Os militares prendiam as pessoas sem muito critério, e ninguém queria ser a próxima vítima. Queríamos ter liberdade para ir à faculdade, para lecionar nos colégios (quase todos já dávamos aula) e para deixar claro que éramos contra o fascismo. Fizemos uma reunião da diretoria do "centrinho". Alguém sugeriu que fizéssemos uma comissão e fôssemos falar com o coronel de plantão na cidade. Certo, mas com o que na mão? Eles nos dariam um salvo-conduto em troca de nada? Foi quando apareceu a ideia salvadora.
E se fizéssemos uma homenagem aos pracinhas sorocabanos? Afinal, eles lutaram contra o fascismo e o nazismo, e aquela havia sido a mais importante participação bélica do nosso Exército desde a Guerra do Paraguai. Se mandássemos confeccionar um diploma de agradecimento aos pracinhas por terem lutado contra o nazifascismo, os militares de hoje não poderiam questionar. Estaríamos elogiando a instituição pelo que ela fez de bom no passado. E, disse uma colega, por que não fazer uma entrega pública dos diplomas aos ex-soldados? E até entregar a um coronel, como homenagem à instituição, pela sua luta antifascista?
Com o apoio da direção da faculdade, fomos atrás do coronel. Ele marcou um horário. Foi uma situação inusitada — estudantes, de pé, na sala do chefe militar na cidade. Duas meninas e eu expondo os fatos, da nossa maneira: que a sociedade brasileira tem uma enorme dívida para com os militares e voluntários envolvidos na campanha da Itália. Que o fim da Segunda Guerra estará completando 20 anos. Que nosso Centro de Estudos Históricos tem a função de chamar a atenção da população para efemérides importantes, e essa é muito importante. Que queríamos oferecer um diploma para todos os pracinhas vivos e para a família dos já falecidos, ressaltando a bravura, o heroísmo dos brasileiros em sua luta contra o nazifascismo. Que não poderíamos fazer isso adequadamente sem a colaboração do Exército.

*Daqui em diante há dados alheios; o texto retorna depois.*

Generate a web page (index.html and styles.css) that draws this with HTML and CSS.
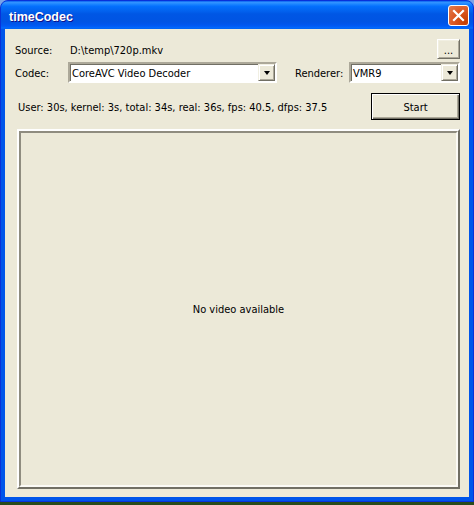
FILE: index.html
```html
<!DOCTYPE html>
<html>
<head>
<meta charset="utf-8">
<title>timeCodec</title>
<link rel="stylesheet" href="styles.css">
</head>
<body>
<div class="window">
  <div class="titlebar">
    <span class="title">timeCodec</span>
    <div class="close" aria-label="Close">
      <svg width="13" height="13" viewBox="0 0 13 13"><path d="M2 2 L11 11 M11 2 L2 11" stroke="#fff" stroke-width="2.2" stroke-linecap="square"/></svg>
    </div>
  </div>
  <div class="client">
    <div class="row row-source">
      <span class="label lbl-source">Source:</span>
      <span class="path">D:\temp\720p.mkv</span>
      <span class="spacer"></span>
      <div class="btn btn-browse">...</div>
    </div>
    <div class="row row-combo">
      <span class="label lbl-codec">Codec:</span>
      <div class="combo combo-codec">
        <span class="combo-text">CoreAVC Video Decoder</span>
        <div class="drop"><span class="arrow"></span></div>
      </div>
      <span class="label lbl-renderer">Renderer:</span>
      <div class="combo combo-renderer">
        <span class="combo-text">VMR9</span>
        <div class="drop"><span class="arrow"></span></div>
      </div>
    </div>
    <div class="row row-status">
      <span class="status">User: 30s, kernel: 3s, total: 34s, real: 36s, fps: 40.5, dfps: 37.5</span>
      <span class="spacer"></span>
      <div class="btn btn-default btn-start">Start</div>
    </div>
    <div class="panel">
      <div class="panel-inner">No video available</div>
    </div>
  </div>
</div>
</body>
</html>
```
FILE: styles.css
```css
html, body {
  margin: 0;
  padding: 0;
}
body {
  width: 474px;
  height: 505px;
  overflow: hidden;
  background: linear-gradient(#7aa4e8 0px, #5a86d8 200px, #2f5a22 270px, #2a4a1c 505px);
  font-family: Tahoma, "DejaVu Sans Condensed", "Liberation Sans", sans-serif;
  font-size: 11px;
  color: #000;
}
.window {
  box-sizing: border-box;
  width: 474px;
  height: 502px;
  border: 1px solid #0831d9;
  border-radius: 8px 8px 0 0;
  background: #0055ea;
  display: flex;
  flex-direction: column;
  overflow: hidden;
}
.titlebar {
  height: 28px;
  flex: none;
  box-sizing: border-box;
  padding: 4px 4px 0 8px;
  display: flex;
  justify-content: space-between;
  align-items: flex-start;
  background: linear-gradient(#0058ee 0%, #3593ff 4%, #288eff 8%, #127dff 14%, #036ffc 20%, #0262ee 36%, #0057e5 46%, #0054e3 72%, #0055eb 82%, #005bf5 90%, #026afe 96%, #0062ef 100%);
}
.title {
  font-family: "Trebuchet MS", "Liberation Sans", sans-serif;
  font-weight: bold;
  font-size: 12.5px;
  line-height: 13px;
  margin-top: 6px;
  color: #fff;
  text-shadow: 1px 1px #0f1089;
}
.close {
  box-sizing: border-box;
  width: 21px;
  height: 21px;
  border: 1px solid #fff;
  border-radius: 3px;
  background: radial-gradient(circle at 85% 85%, #c63d00 0%, #dc5a26 55%, #e07d50 100%);
  display: flex;
  align-items: center;
  justify-content: center;
}
.close svg {
  display: block;
}
.client {
  flex: 1;
  margin: 0 4px 4px 4px;
  background: #ece9d8;
  box-sizing: border-box;
  padding: 10px 9px 8px 10px;
  display: flex;
  flex-direction: column;
}
.row {
  display: flex;
  align-items: center;
}
.label, .path, .status, .combo-text {
  padding-top: 2px;
}
.spacer {
  flex: 1;
}
.row-source {
  height: 20px;
}
.lbl-source {
  width: 55px;
}
.row-combo {
  height: 21px;
  margin-top: 3px;
}
.lbl-codec {
  width: 53px;
}
.lbl-renderer {
  width: 54px;
  margin-left: 18px;
}
.combo {
  box-sizing: border-box;
  height: 21px;
  background: #fff;
  border: 2px solid;
  border-color: #aca899 #fff #fff #aca899;
  box-shadow: inset 1px 1px #716f64;
  display: flex;
  align-items: center;
  padding-left: 2px;
}
.combo-codec {
  width: 209px;
}
.combo-renderer {
  width: 111px;
}
.combo-text {
  flex: 1;
  white-space: nowrap;
}
.drop {
  box-sizing: border-box;
  width: 17px;
  height: 17px;
  background: #ece9d8;
  border: 1px solid;
  border-color: #f1efe2 #716f64 #716f64 #f1efe2;
  box-shadow: inset 1px 1px #fff, inset -1px -1px #aca899;
  display: flex;
  align-items: center;
  justify-content: center;
}
.arrow {
  width: 0;
  height: 0;
  border-left: 3.5px solid transparent;
  border-right: 3.5px solid transparent;
  border-top: 4px solid #000;
  margin-top: 1px;
}
.row-status {
  height: 27px;
  margin-top: 10px;
}
.status {
  padding-left: 3px;
  white-space: nowrap;
}
.btn {
  box-sizing: border-box;
  background: #ece9d8;
  border: 1px solid;
  border-color: #fff #716f64 #716f64 #fff;
  box-shadow: inset 1px 1px #f1efe2, inset -1px -1px #aca899;
  display: flex;
  align-items: center;
  justify-content: center;
}
.btn-browse {
  width: 23px;
  height: 20px;
  padding-top: 2px;
}
.btn-default {
  border: 1px solid #000;
  box-shadow: inset 1px 1px #fff, inset -1px -1px #716f64, inset -2px -2px #aca899;
  padding-top: 2px;
}
.btn-start {
  width: 89px;
  height: 27px;
}
.panel {
  margin: 9px 0 0 2px;
  width: 443px;
  height: 360px;
  box-sizing: border-box;
  border: 2px solid;
  border-color: #fff #716f64 #716f64 #fff;
}
.panel-inner {
  box-sizing: border-box;
  height: 100%;
  border: 2px solid;
  border-color: #8f8c7f #fbfaf5 #fbfaf5 #8f8c7f;
  display: flex;
  align-items: center;
  justify-content: center;
}
```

O coronel disse que iria estudar o assunto, mas que via a coisa com muita simpatia e até alguma surpresa, vindo de estudantes da área de humanas. Reiterei que não havia por que ele se surpreender, uma vez que sempre fomos contra o nazifascismo, assim como ele, com toda certeza. "Claro, claro, meu jovem", foi sua resposta. Após consultar seus superiores, o coronel me chamou de volta, me chamou pelo nome, disse que adorava história e, "sim, claro, pensei bastante e não há nada contra a homenagem, na qual estarei presente".

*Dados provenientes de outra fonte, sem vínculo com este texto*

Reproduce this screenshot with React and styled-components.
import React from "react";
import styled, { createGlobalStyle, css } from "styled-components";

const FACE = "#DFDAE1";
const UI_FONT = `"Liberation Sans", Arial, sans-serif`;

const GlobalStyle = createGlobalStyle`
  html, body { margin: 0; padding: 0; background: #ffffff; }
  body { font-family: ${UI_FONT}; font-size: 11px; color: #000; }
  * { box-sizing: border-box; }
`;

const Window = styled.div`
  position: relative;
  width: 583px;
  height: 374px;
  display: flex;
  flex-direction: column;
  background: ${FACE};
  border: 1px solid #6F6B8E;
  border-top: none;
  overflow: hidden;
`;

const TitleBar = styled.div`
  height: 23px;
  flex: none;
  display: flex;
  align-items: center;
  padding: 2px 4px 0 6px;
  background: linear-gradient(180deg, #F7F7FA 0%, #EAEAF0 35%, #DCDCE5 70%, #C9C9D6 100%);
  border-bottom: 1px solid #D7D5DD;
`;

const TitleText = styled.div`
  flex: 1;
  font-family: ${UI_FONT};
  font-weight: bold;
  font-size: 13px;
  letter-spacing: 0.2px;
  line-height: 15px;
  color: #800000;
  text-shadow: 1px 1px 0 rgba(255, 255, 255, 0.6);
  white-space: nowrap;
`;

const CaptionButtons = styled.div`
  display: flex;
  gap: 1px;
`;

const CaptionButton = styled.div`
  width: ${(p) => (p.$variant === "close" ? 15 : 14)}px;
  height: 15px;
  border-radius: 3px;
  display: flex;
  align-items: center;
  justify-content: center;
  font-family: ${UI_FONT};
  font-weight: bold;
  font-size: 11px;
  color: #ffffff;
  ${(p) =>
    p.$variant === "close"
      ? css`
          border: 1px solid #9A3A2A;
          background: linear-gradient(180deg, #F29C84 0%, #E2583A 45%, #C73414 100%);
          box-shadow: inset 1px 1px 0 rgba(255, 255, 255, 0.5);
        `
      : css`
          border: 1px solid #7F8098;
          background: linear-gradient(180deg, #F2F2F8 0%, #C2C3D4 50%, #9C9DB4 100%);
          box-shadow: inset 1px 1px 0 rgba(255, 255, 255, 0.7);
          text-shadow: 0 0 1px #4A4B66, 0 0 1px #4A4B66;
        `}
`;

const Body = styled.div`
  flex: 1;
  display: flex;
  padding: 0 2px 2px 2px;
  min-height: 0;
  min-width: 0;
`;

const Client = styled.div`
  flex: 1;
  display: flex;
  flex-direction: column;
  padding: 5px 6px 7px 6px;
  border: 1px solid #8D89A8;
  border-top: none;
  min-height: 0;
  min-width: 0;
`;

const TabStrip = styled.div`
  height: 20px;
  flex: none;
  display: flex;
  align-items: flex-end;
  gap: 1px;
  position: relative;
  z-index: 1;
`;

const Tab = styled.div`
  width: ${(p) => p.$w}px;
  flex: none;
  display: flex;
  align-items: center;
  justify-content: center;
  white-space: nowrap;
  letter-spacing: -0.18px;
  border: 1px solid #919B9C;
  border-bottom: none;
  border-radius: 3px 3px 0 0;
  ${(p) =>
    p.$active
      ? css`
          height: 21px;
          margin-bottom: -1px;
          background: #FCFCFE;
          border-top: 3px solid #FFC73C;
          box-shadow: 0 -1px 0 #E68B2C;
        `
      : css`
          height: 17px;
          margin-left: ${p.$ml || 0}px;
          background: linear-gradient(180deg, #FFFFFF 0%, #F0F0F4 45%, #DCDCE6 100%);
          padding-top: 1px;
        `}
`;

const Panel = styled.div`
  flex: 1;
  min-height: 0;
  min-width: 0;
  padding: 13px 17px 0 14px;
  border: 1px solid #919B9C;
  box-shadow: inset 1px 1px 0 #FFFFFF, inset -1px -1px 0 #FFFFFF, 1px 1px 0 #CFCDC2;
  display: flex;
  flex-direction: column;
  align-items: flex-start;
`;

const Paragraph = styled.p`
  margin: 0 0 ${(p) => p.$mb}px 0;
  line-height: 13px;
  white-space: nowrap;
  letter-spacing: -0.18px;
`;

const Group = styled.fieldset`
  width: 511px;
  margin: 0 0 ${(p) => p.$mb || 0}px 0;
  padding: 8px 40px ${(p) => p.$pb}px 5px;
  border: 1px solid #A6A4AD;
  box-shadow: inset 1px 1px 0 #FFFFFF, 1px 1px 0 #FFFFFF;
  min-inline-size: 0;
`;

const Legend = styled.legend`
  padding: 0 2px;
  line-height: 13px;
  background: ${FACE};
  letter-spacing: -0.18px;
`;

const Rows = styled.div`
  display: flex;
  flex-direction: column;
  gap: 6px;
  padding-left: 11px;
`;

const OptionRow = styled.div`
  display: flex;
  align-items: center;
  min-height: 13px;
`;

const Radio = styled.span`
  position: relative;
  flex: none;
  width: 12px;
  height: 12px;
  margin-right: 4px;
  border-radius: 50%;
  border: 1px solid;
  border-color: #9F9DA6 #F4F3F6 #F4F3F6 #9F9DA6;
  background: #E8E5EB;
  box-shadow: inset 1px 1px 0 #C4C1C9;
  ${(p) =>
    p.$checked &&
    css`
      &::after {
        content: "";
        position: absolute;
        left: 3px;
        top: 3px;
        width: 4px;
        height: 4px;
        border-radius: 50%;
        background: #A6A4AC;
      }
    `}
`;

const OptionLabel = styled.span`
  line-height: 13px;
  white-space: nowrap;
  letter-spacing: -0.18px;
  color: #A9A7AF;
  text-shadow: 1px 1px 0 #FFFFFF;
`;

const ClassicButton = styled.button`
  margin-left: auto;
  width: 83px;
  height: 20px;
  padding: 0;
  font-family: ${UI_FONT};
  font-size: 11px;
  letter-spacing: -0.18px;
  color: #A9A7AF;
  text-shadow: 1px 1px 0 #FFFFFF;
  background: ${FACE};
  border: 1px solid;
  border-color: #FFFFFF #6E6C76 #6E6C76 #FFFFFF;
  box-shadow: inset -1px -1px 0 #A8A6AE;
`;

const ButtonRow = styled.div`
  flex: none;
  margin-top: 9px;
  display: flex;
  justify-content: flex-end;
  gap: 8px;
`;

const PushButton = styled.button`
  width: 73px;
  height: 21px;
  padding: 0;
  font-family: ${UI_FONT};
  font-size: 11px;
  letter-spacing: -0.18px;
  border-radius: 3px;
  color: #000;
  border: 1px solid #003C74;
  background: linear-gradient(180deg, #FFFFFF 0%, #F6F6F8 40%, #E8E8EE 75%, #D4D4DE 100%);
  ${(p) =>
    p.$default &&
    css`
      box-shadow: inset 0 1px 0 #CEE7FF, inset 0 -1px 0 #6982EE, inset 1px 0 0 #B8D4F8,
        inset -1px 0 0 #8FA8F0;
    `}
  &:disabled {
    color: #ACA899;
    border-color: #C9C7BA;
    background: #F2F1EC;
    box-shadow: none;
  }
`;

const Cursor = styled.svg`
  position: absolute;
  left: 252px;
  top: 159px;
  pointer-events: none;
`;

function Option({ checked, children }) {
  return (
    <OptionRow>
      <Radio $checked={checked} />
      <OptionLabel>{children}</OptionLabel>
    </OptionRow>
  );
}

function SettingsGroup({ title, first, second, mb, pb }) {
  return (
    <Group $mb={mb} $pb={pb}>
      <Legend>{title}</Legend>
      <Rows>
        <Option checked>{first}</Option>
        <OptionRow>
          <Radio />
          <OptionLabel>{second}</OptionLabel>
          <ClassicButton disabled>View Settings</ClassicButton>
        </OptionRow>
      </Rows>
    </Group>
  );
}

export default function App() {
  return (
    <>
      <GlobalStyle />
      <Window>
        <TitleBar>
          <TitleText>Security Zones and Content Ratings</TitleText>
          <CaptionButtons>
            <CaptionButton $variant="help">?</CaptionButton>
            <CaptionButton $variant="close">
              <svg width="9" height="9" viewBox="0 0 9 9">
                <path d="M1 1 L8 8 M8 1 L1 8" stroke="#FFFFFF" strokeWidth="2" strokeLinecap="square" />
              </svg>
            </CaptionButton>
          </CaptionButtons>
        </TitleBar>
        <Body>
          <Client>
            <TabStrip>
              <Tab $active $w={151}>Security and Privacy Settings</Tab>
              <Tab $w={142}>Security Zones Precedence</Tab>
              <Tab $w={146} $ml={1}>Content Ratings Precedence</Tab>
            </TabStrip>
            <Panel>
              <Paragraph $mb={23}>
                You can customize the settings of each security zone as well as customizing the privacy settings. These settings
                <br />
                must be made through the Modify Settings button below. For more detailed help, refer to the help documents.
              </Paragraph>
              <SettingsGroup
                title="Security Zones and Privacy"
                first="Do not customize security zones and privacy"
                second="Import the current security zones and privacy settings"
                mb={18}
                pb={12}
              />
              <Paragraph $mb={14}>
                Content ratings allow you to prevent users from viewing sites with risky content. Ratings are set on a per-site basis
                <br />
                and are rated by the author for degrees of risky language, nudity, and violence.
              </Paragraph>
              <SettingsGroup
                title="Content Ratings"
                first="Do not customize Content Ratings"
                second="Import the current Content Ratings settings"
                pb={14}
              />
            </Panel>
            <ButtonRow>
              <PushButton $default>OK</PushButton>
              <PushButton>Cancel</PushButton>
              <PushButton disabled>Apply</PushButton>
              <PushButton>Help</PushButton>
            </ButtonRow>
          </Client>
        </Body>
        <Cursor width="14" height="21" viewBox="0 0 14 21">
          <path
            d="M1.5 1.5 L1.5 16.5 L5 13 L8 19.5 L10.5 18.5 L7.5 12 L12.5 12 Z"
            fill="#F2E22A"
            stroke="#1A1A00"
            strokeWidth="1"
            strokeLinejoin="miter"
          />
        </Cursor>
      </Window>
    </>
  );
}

Desnecessário será falar da emoção dos antigos pracinhas. Desnecessário também tentar falar da emoção, ainda maior, das famílias dos homenageados, vivos ou já falecidos, que se deram conta do significado histórico do feito de seu parente e de sua contribuição para a democracia. O público seguramente aprendeu alguma coisa com o que viu e sentiu. Nós, estudantes, voltamos a escrever nossa coluna nos jornais. Fiéis à história, leais à democracia.